Exercise task |
Quote each line of the material verbatim, without the pictures.
------ Dataset excerpt ------
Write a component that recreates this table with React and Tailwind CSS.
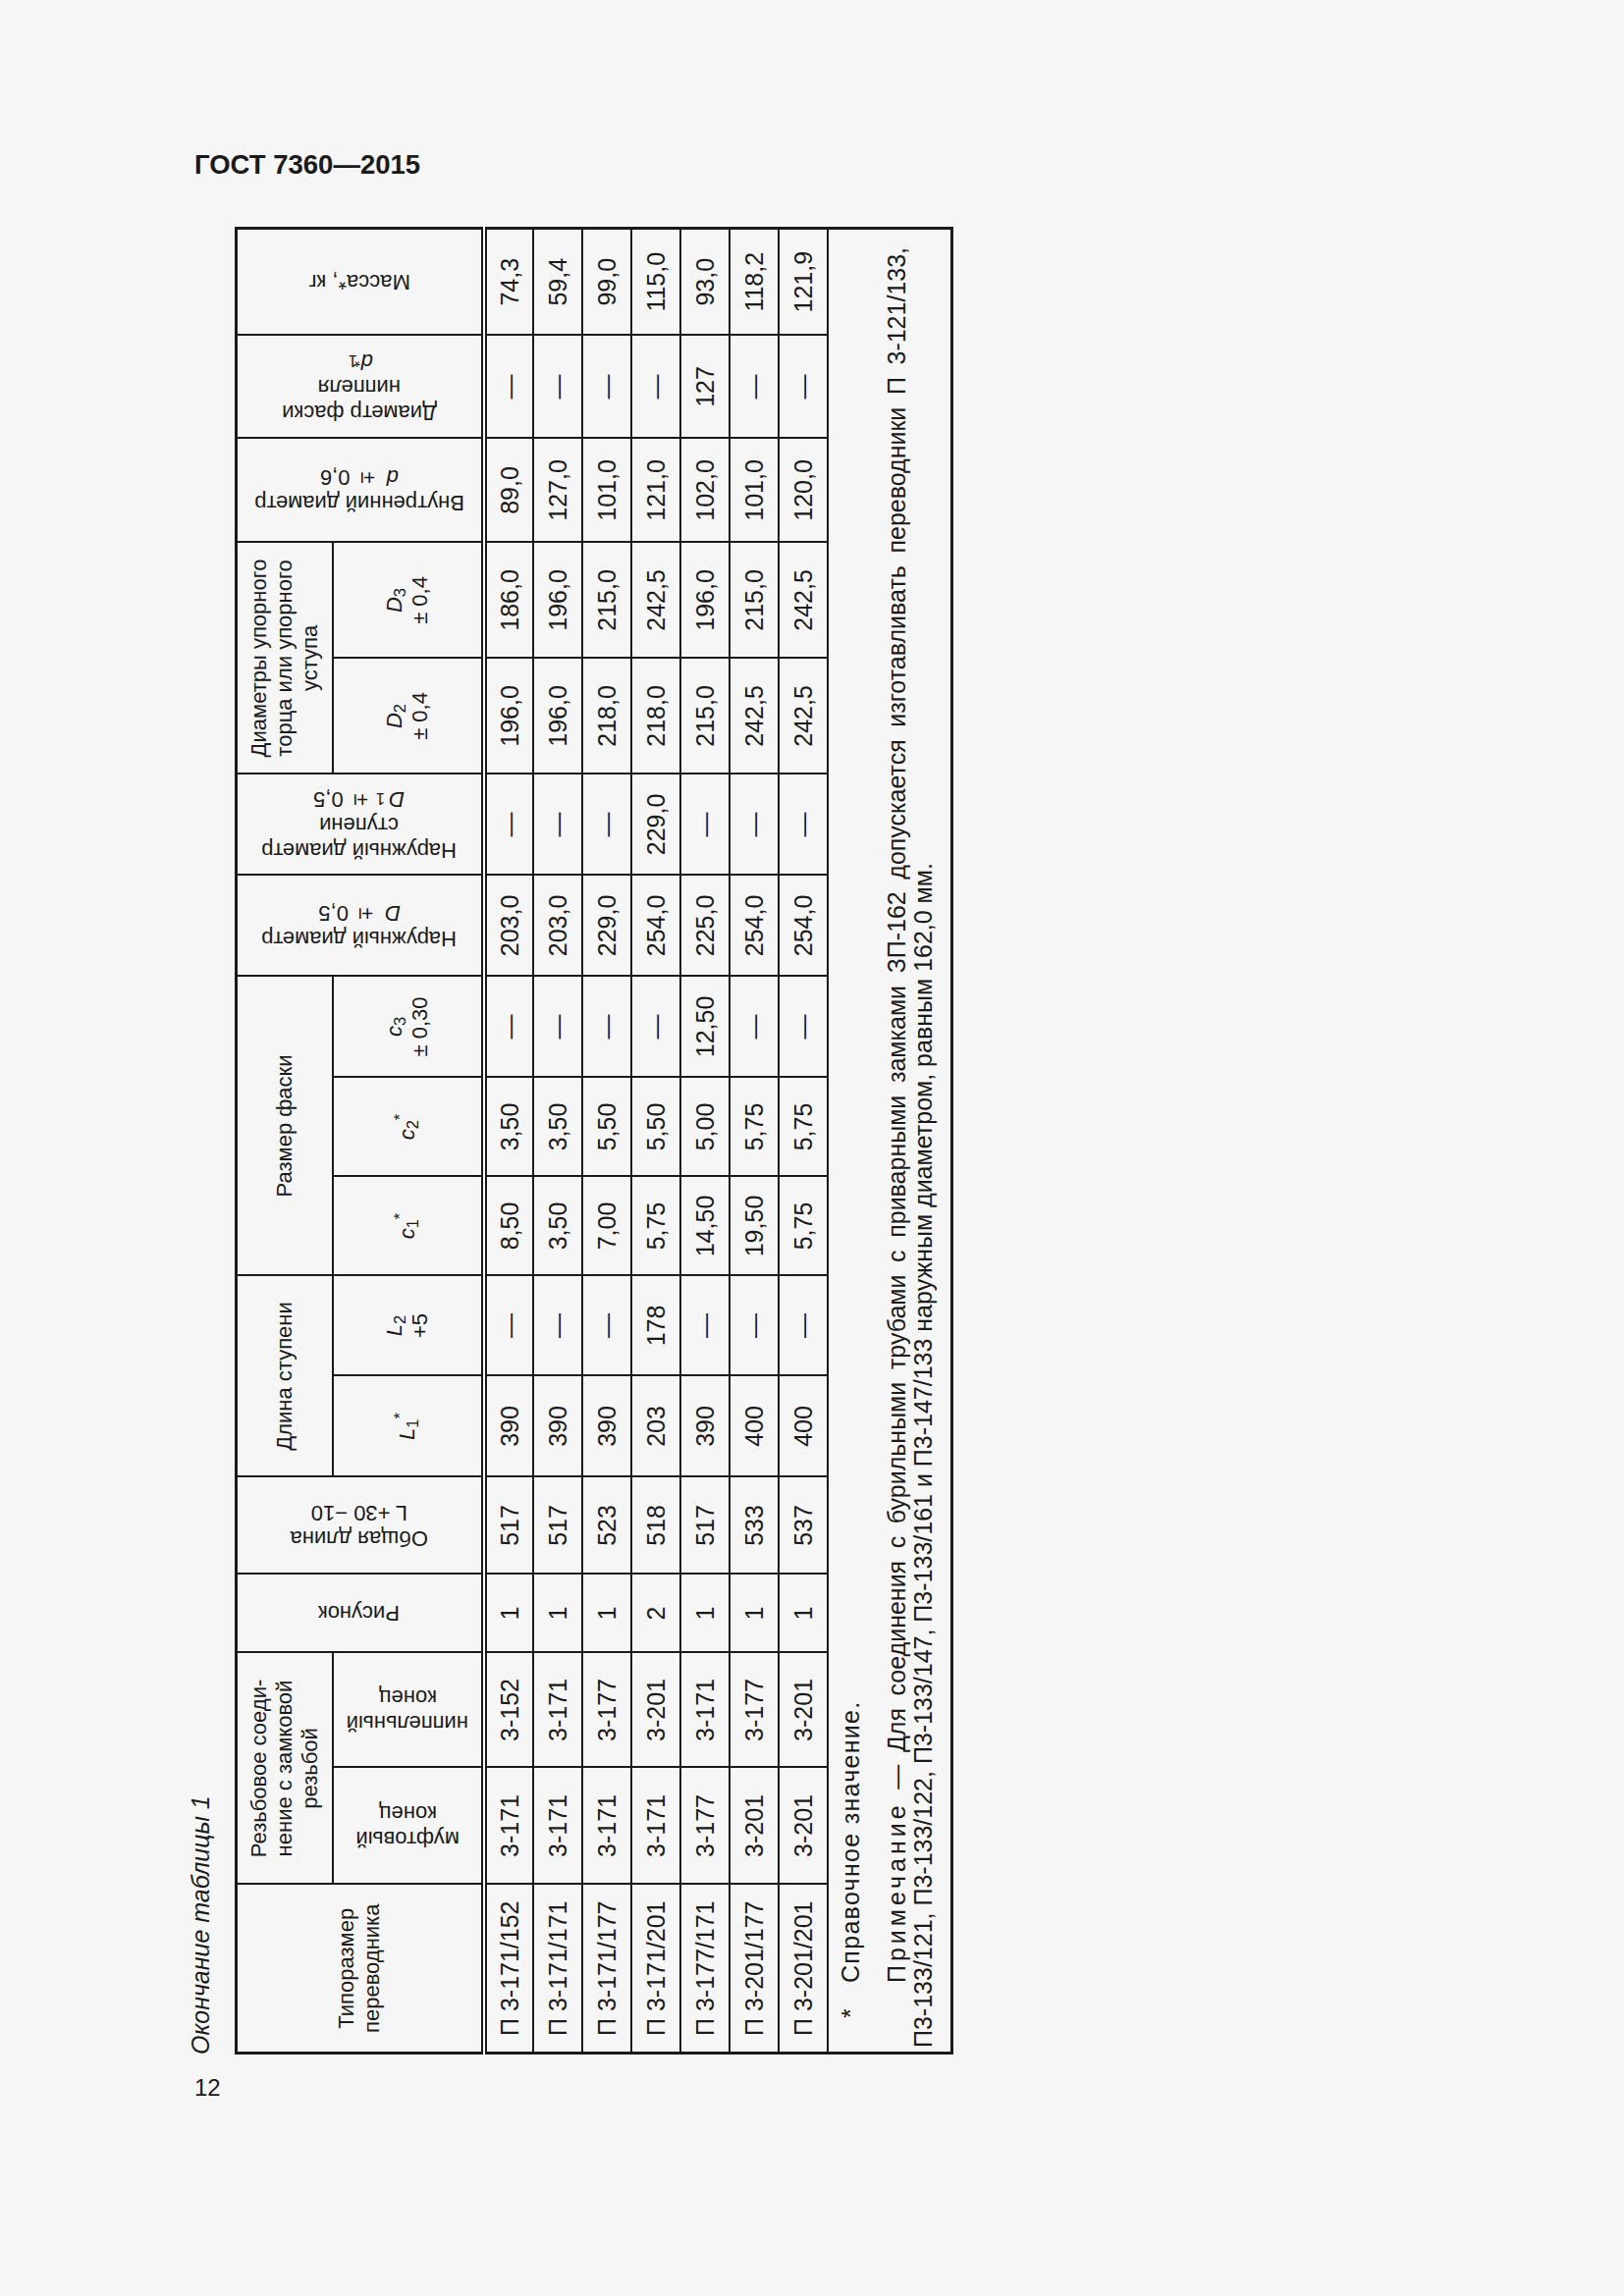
const rows = [
  ['П 3-171/152', '3-171', '3-152', '1', '517', '390', '—', '8,50', '3,50', '—', '203,0', '—', '196,0', '186,0', '89,0', '—', '74,3'],
  ['П 3-171/171', '3-171', '3-171', '1', '517', '390', '—', '3,50', '3,50', '—', '203,0', '—', '196,0', '196,0', '127,0', '—', '59,4'],
  ['П 3-171/177', '3-171', '3-177', '1', '523', '390', '—', '7,00', '5,50', '—', '229,0', '—', '218,0', '215,0', '101,0', '—', '99,0'],
  ['П 3-171/201', '3-171', '3-201', '2', '518', '203', '178', '5,75', '5,50', '—', '254,0', '229,0', '218,0', '242,5', '121,0', '—', '115,0'],
  ['П 3-177/171', '3-177', '3-171', '1', '517', '390', '—', '14,50', '5,00', '12,50', '225,0', '—', '215,0', '196,0', '102,0', '127', '93,0'],
  ['П 3-201/177', '3-201', '3-177', '1', '533', '400', '—', '19,50', '5,75', '—', '254,0', '—', '242,5', '215,0', '101,0', '—', '118,2'],
  ['П 3-201/201', '3-201', '3-201', '1', '537', '400', '—', '5,75', '5,75', '—', '254,0', '—', '242,5', '242,5', '120,0', '—', '121,9'],
]

const cell = 'border-2 border-[#1a1a1a] p-0 text-center align-middle'

// text that reads bottom-to-top inside the (unrotated) table
function Vert({ h, children }) {
  return (
    <div className={`inline-block ${h} rotate-180 text-center align-middle [writing-mode:vertical-rl]`}>
      {children}
    </div>
  )
}

export default function App() {
  return (
    <div className="min-h-[2339px] w-[1654px] bg-[#f6f6f6] font-['Liberation_Sans',Arial,sans-serif] text-[#1a1a1a]">
      <div className="pl-[198px] pt-[152px] text-[27.5px] font-bold leading-[32px]">ГОСТ 7360—2015</div>

      {/* the table is printed sideways on the page */}
      <div className="ml-[189px] mt-[47px] h-[1865px] w-[782px] overflow-hidden">
        <div className="h-[782px] w-[1865px] origin-top-left translate-y-[1865px] -rotate-90 px-[3px]">
          <div className="mb-[20px] h-[30px] text-[25px] italic leading-[30px]">Окончание таблицы 1</div>

          <table className="w-[1859px] table-fixed border-collapse border-[3px] border-[#1a1a1a]">
            <colgroup>
              <col className="w-[172px]" />
              <col className="w-[119px]" />
              <col className="w-[117px]" />
              <col className="w-[80px]" />
              <col className="w-[99px]" />
              <col className="w-[103px]" />
              <col className="w-[102px]" />
              <col className="w-[101px]" />
              <col className="w-[101px]" />
              <col className="w-[103px]" />
              <col className="w-[103px]" />
              <col className="w-[103px]" />
              <col className="w-[118px]" />
              <col className="w-[118px]" />
              <col className="w-[106px]" />
              <col className="w-[105px]" />
              <col className="w-[109px]" />
            </colgroup>
            <thead className="text-[22px] leading-[26px] font-normal">
              <tr className="h-[98px]">
                <th rowSpan={2} className={`${cell} font-normal`}>
                  Типоразмер<br />переводника
                </th>
                <th colSpan={2} className={`${cell} font-normal`}>
                  Резьбовое соеди-<br />нение с замковой<br />резьбой
                </th>
                <th rowSpan={2} className={`${cell} font-normal`}>
                  <Vert h="h-[240px]">Рисунок</Vert>
                </th>
                <th rowSpan={2} className={`${cell} font-normal`}>
                  <Vert h="h-[240px]">Общая длина<br />L +30 −10</Vert>
                </th>
                <th colSpan={2} className={`${cell} font-normal`}>Длина ступени</th>
                <th colSpan={3} className={`${cell} font-normal`}>Размер фаски</th>
                <th rowSpan={2} className={`${cell} font-normal`}>
                  <Vert h="h-[240px]">Наружный диаметр<br /><i>D</i> ± 0,5</Vert>
                </th>
                <th rowSpan={2} className={`${cell} font-normal`}>
                  <Vert h="h-[240px]">Наружный диаметр<br />ступени<br /><i>D</i><sub>1</sub> ± 0,5</Vert>
                </th>
                <th colSpan={2} className={`${cell} font-normal`}>
                  Диаметры упорного<br />торца или упорного<br />уступа
                </th>
                <th rowSpan={2} className={`${cell} font-normal`}>
                  <Vert h="h-[240px]">Внутренний диаметр<br /><i>d</i> ± 0,6</Vert>
                </th>
                <th rowSpan={2} className={`${cell} font-normal`}>
                  <Vert h="h-[240px]">Диаметр фаски<br />ниппеля<br /><i>d</i><sub>1</sub><sup>*</sup></Vert>
                </th>
                <th rowSpan={2} className={`${cell} font-normal`}>
                  <Vert h="h-[240px]">Масса*, кг</Vert>
                </th>
              </tr>
              <tr className="h-[154px]">
                <th className={`${cell} font-normal`}>
                  <Vert h="h-[146px]">муфтовый<br />конец</Vert>
                </th>
                <th className={`${cell} font-normal`}>
                  <Vert h="h-[146px]">ниппельный<br />конец</Vert>
                </th>
                <th className={`${cell} font-normal`}>
                  <i>L</i><sub>1</sub><sup>*</sup>
                </th>
                <th className={`${cell} font-normal`}>
                  <i>L</i><sub>2</sub><br />+5
                </th>
                <th className={`${cell} font-normal`}>
                  <i>c</i><sub>1</sub><sup>*</sup>
                </th>
                <th className={`${cell} font-normal`}>
                  <i>c</i><sub>2</sub><sup>*</sup>
                </th>
                <th className={`${cell} font-normal`}>
                  <i>c</i><sub>3</sub><br />± 0,30
                </th>
                <th className={`${cell} font-normal`}>
                  <i>D</i><sub>2</sub><br />± 0,4
                </th>
                <th className={`${cell} font-normal`}>
                  <i>D</i><sub>3</sub><br />± 0,4
                </th>
              </tr>
            </thead>
            <tbody className="text-[25px] leading-[30px]">
              {rows.map((row, i) => (
                <tr key={row[0]} className="h-[50px]">
                  {row.map((val, j) => (
                    <td
                      key={j}
                      className={`${cell} ${i === 0 ? 'border-t-[6px] border-t-[#1a1a1a] border-double' : ''}`}
                    >
                      {val}
                    </td>
                  ))}
                </tr>
              ))}
              <tr>
                <td colSpan={17} className="h-[124px] border-2 border-[#1a1a1a] pl-[4px] pr-[10px] pt-[9px] pb-[14px] text-left align-top text-[25px] leading-[27px]">
                  <div className="tracking-[1.3px]">
                    <span className="inline-block w-[66px] pl-[30px]">*</span>Справочное значение.
                  </div>
                  <div className="mt-[20px] pr-[8px] pl-[66px] text-justify [text-align-last:justify]">
                    <span className="tracking-[4px]">Примечание</span> — Для соединения с бурильными трубами с приварными замками ЗП-162 допускается изготавливать переводники П 3-121/133,
                  </div>
                  <div>
                    П3-133/121, П3-133/122, П3-133/147, П3-133/161 и П3-147/133 наружным диаметром, равным 162,0 мм.
                  </div>
                </td>
              </tr>
            </tbody>
          </table>
        </div>
      </div>

      <div className="mt-[17px] pl-[198px] text-[24px] leading-[28px]">12</div>
    </div>
  )
}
------
Answer to the problem |
Write a component that recreates this table with React and Tailwind CSS.
const rows = [
  ['П 3-171/152', '3-171', '3-152', '1', '517', '390', '—', '8,50', '3,50', '—', '203,0', '—', '196,0', '186,0', '89,0', '—', '74,3'],
  ['П 3-171/171', '3-171', '3-171', '1', '517', '390', '—', '3,50', '3,50', '—', '203,0', '—', '196,0', '196,0', '127,0', '—', '59,4'],
  ['П 3-171/177', '3-171', '3-177', '1', '523', '390', '—', '7,00', '5,50', '—', '229,0', '—', '218,0', '215,0', '101,0', '—', '99,0'],
  ['П 3-171/201', '3-171', '3-201', '2', '518', '203', '178', '5,75', '5,50', '—', '254,0', '229,0', '218,0', '242,5', '121,0', '—', '115,0'],
  ['П 3-177/171', '3-177', '3-171', '1', '517', '390', '—', '14,50', '5,00', '12,50', '225,0', '—', '215,0', '196,0', '102,0', '127', '93,0'],
  ['П 3-201/177', '3-201', '3-177', '1', '533', '400', '—', '19,50', '5,75', '—', '254,0', '—', '242,5', '215,0', '101,0', '—', '118,2'],
  ['П 3-201/201', '3-201', '3-201', '1', '537', '400', '—', '5,75', '5,75', '—', '254,0', '—', '242,5', '242,5', '120,0', '—', '121,9'],
]

const cell = 'border-2 border-[#1a1a1a] p-0 text-center align-middle'

// text that reads bottom-to-top inside the (unrotated) table
function Vert({ h, children }) {
  return (
    <div className={`inline-block ${h} rotate-180 text-center align-middle [writing-mode:vertical-rl]`}>
      {children}
    </div>
  )
}

export default function App() {
  return (
    <div className="min-h-[2339px] w-[1654px] bg-[#f6f6f6] font-['Liberation_Sans',Arial,sans-serif] text-[#1a1a1a]">
      <div className="pl-[198px] pt-[152px] text-[27.5px] font-bold leading-[32px]">ГОСТ 7360—2015</div>

      {/* the table is printed sideways on the page */}
      <div className="ml-[189px] mt-[47px] h-[1865px] w-[782px] overflow-hidden">
        <div className="h-[782px] w-[1865px] origin-top-left translate-y-[1865px] -rotate-90 px-[3px]">
          <div className="mb-[20px] h-[30px] text-[25px] italic leading-[30px]">Окончание таблицы 1</div>

          <table className="w-[1859px] table-fixed border-collapse border-[3px] border-[#1a1a1a]">
            <colgroup>
              <col className="w-[172px]" />
              <col className="w-[119px]" />
              <col className="w-[117px]" />
              <col className="w-[80px]" />
              <col className="w-[99px]" />
              <col className="w-[103px]" />
              <col className="w-[102px]" />
              <col className="w-[101px]" />
              <col className="w-[101px]" />
              <col className="w-[103px]" />
              <col className="w-[103px]" />
              <col className="w-[103px]" />
              <col className="w-[118px]" />
              <col className="w-[118px]" />
              <col className="w-[106px]" />
              <col className="w-[105px]" />
              <col className="w-[109px]" />
            </colgroup>
            <thead className="text-[22px] leading-[26px] font-normal">
              <tr className="h-[98px]">
                <th rowSpan={2} className={`${cell} font-normal`}>
                  Типоразмер<br />переводника
                </th>
                <th colSpan={2} className={`${cell} font-normal`}>
                  Резьбовое соеди-<br />нение с замковой<br />резьбой
                </th>
                <th rowSpan={2} className={`${cell} font-normal`}>
                  <Vert h="h-[240px]">Рисунок</Vert>
                </th>
                <th rowSpan={2} className={`${cell} font-normal`}>
                  <Vert h="h-[240px]">Общая длина<br />L +30 −10</Vert>
                </th>
                <th colSpan={2} className={`${cell} font-normal`}>Длина ступени</th>
                <th colSpan={3} className={`${cell} font-normal`}>Размер фаски</th>
                <th rowSpan={2} className={`${cell} font-normal`}>
                  <Vert h="h-[240px]">Наружный диаметр<br /><i>D</i> ± 0,5</Vert>
                </th>
                <th rowSpan={2} className={`${cell} font-normal`}>
                  <Vert h="h-[240px]">Наружный диаметр<br />ступени<br /><i>D</i><sub>1</sub> ± 0,5</Vert>
                </th>
                <th colSpan={2} className={`${cell} font-normal`}>
                  Диаметры упорного<br />торца или упорного<br />уступа
                </th>
                <th rowSpan={2} className={`${cell} font-normal`}>
                  <Vert h="h-[240px]">Внутренний диаметр<br /><i>d</i> ± 0,6</Vert>
                </th>
                <th rowSpan={2} className={`${cell} font-normal`}>
                  <Vert h="h-[240px]">Диаметр фаски<br />ниппеля<br /><i>d</i><sub>1</sub><sup>*</sup></Vert>
                </th>
                <th rowSpan={2} className={`${cell} font-normal`}>
                  <Vert h="h-[240px]">Масса*, кг</Vert>
                </th>
              </tr>
              <tr className="h-[154px]">
                <th className={`${cell} font-normal`}>
                  <Vert h="h-[146px]">муфтовый<br />конец</Vert>
                </th>
                <th className={`${cell} font-normal`}>
                  <Vert h="h-[146px]">ниппельный<br />конец</Vert>
                </th>
                <th className={`${cell} font-normal`}>
                  <i>L</i><sub>1</sub><sup>*</sup>
                </th>
                <th className={`${cell} font-normal`}>
                  <i>L</i><sub>2</sub><br />+5
                </th>
                <th className={`${cell} font-normal`}>
                  <i>c</i><sub>1</sub><sup>*</sup>
                </th>
                <th className={`${cell} font-normal`}>
                  <i>c</i><sub>2</sub><sup>*</sup>
                </th>
                <th className={`${cell} font-normal`}>
                  <i>c</i><sub>3</sub><br />± 0,30
                </th>
                <th className={`${cell} font-normal`}>
                  <i>D</i><sub>2</sub><br />± 0,4
                </th>
                <th className={`${cell} font-normal`}>
                  <i>D</i><sub>3</sub><br />± 0,4
                </th>
              </tr>
            </thead>
            <tbody className="text-[25px] leading-[30px]">
              {rows.map((row, i) => (
                <tr key={row[0]} className="h-[50px]">
                  {row.map((val, j) => (
                    <td
                      key={j}
                      className={`${cell} ${i === 0 ? 'border-t-[6px] border-t-[#1a1a1a] border-double' : ''}`}
                    >
                      {val}
                    </td>
                  ))}
                </tr>
              ))}
              <tr>
                <td colSpan={17} className="h-[124px] border-2 border-[#1a1a1a] pl-[4px] pr-[10px] pt-[9px] pb-[14px] text-left align-top text-[25px] leading-[27px]">
                  <div className="tracking-[1.3px]">
                    <span className="inline-block w-[66px] pl-[30px]">*</span>Справочное значение.
                  </div>
                  <div className="mt-[20px] pr-[8px] pl-[66px] text-justify [text-align-last:justify]">
                    <span className="tracking-[4px]">Примечание</span> — Для соединения с бурильными трубами с приварными замками ЗП-162 допускается изготавливать переводники П 3-121/133,
                  </div>
                  <div>
                    П3-133/121, П3-133/122, П3-133/147, П3-133/161 и П3-147/133 наружным диаметром, равным 162,0 мм.
                  </div>
                </td>
              </tr>
            </tbody>
          </table>
        </div>
      </div>

      <div className="mt-[17px] pl-[198px] text-[24px] leading-[28px]">12</div>
    </div>
  )
}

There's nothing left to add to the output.